Vous avez raison, son identité israélienne est fragile, c’est pourquoi il se laissera embrigader par un escroc, Dvir, un colon religieux rescapé d’un attentat terroriste. Joseph Shimel est un underdog, il scrute la société à partir des soubassements du quartier de Tel-Aviv où il réside. À l’instar de beaucoup de nouveaux olims, il peine à s’ancrer dans des repères identitaires et nationaux solides. Il y a quelque chose de très kafkaïen dans ce personnage. Il est presque le frère du Joseph K., personnage central du roman Le procès de Franz Kafka.
À quoi ressemble votre vie depuis le pogrom du 7 octobre 2023 ?
Cette tragédie macabre m’a profondément bouleversée et lacérée dans mon for intérieur. Ma joie d’écrire a disparu depuis ce jour-là (en hébreu, on appelle cela l’exaltation de la création – Hedvat yetzirah). Avant le 7 octobre, j’avais lu un livre d’Isaac Bashevis Singer où il relatait un pogrom perpétré par des cosaques dans un shtetl de Pologne en 1648. Quand l’attaque effroyable du Hamas s’est produite, j’ai jeté ce livre. Depuis, je n’ai lu aucun livre. Je n’y arrive pas. Je ne pense qu’aux otages embastillés dans les tunnels du Hamas à Gaza. Le Hamas les libère au goutte-à-goutte. C’est une épreuve horrible. Je suis entrée dans un état profond de tristesse. Je croyais que la génération de mes parents avait achevé le travail de construire Israël, et que moi je devais seulement vivre et écrire. Depuis le 7 octobre, j’ai tout arrêté.

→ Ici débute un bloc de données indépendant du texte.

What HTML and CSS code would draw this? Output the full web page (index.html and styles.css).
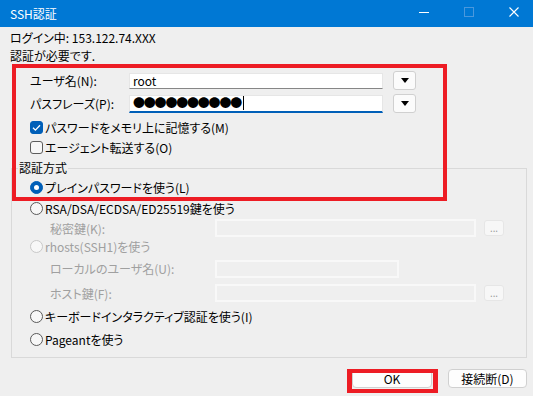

Votre optimisme semble s’être considérablement effiloché ?
Je n’aurais jamais pu imaginer qu’Israël vivrait un jour une tragédie nationale de l’ampleur du 7 octobre. J’étais optimiste, mais, aujourd’hui, en dépit du fait que l’avenir d’Israël est nébuleux, je ne suis pas encore pessimiste, mais je suis inquiète. J’ai des enfants et des petits-enfants, je me soucie beaucoup du monde dans lequel ils vont vivre.
Pendant les jours de guerre, notamment lorsque l’Iran nous a attaqués violemment avec des centaines de drones et de missiles, quand les sirènes d’alarme retentissaient, je descendais à l’abri anti-bombes de l’immeuble où j’habite. J’étais la plus âgée parce que les aînés n’ayant pas le droit de prendre l’ascenseur, pour des raisons sécuritaires, ne pouvaient pas courir et descendre les escaliers pour se rendre à l’abri. Je n’osais pas regarder dans les yeux les jeunes qui se trouvaient avec moi dans cet abri. Je me sentais mal, car je ne cessais de me demander : « Que va-t-on laisser à ces jeunes? »
Comment envisagez-vous ces jours-ci l’avenir d’Israël ?
Sincèrement, depuis le 7 octobre 2023, je ne sais pas si la paix, tellement désirée, arrivera un jour. Cette perspective tant attendue est très loin aujourd’hui. Les Palestiniens ont commis une énorme bourde le 7 octobre.
Israël est un laboratoire de l’inconnu. À quoi ressemblera l’avenir? Qu’allons-nous devenir? Si quelqu’un veut mener une recherche sur ce qu’est un être humain vivant sous pression, qu’il vienne en Israël. Il ne sera pas déçu!
La langue et la culture françaises sont omniprésentes dans Biotope. Celles-ci semblent être importantes pour vous ?
Bien que née en Israël, je ne me définis pas comme une « pure Sabra ». Mes parents sont originaires d’Égypte. À la maison, ils me parlaient uniquement en français. Quand ils se disputaient, pour que je ne comprenne pas le motif de leurs chicanes, ils parlaient en arabe. Langue que je n’ai jamais apprise. Je n’ai commencé à parler l’hébreu que vers les 4 ans, en classe de maternelle, où je recevais des coups quand j’osais m’exprimer en français.
La langue hébraïque, qui a été une étonnante découverte pour moi, m’a alors complètement subjuguée. Mon statut linguistique familial m’a conféré le privilège de fureter dans les riches nuances de cette langue enivrante qu’est l’hébreu. À douze ans, j’ai écrit une dictée en classe sans faire une seule faute d’orthographe. Le 10 sur 10 que j’ai obtenu pour cette rédaction fut, sans que je me rende compte à ce moment-là, mon baptême d’écrivaine. Mes parents admiraient beaucoup la culture et la littérature françaises. Ils m’ont transmis leur amour pour cette culture majestueuse qui m’est très chère.
Êtes-vous attachée à vos racines sépharades égyptiennes ?
Oui, elles sont très importantes pour moi. Le roman égyptien est mon devoir de mémoire sépharade. C’est un hommage à ma tribu, les Castil, originaires d’Égypte, mais qui a vécu auparavant dans l’Espagne des rois catholiques, d’où elle fut expulsée en 1492 par les inquisiteurs catholiques.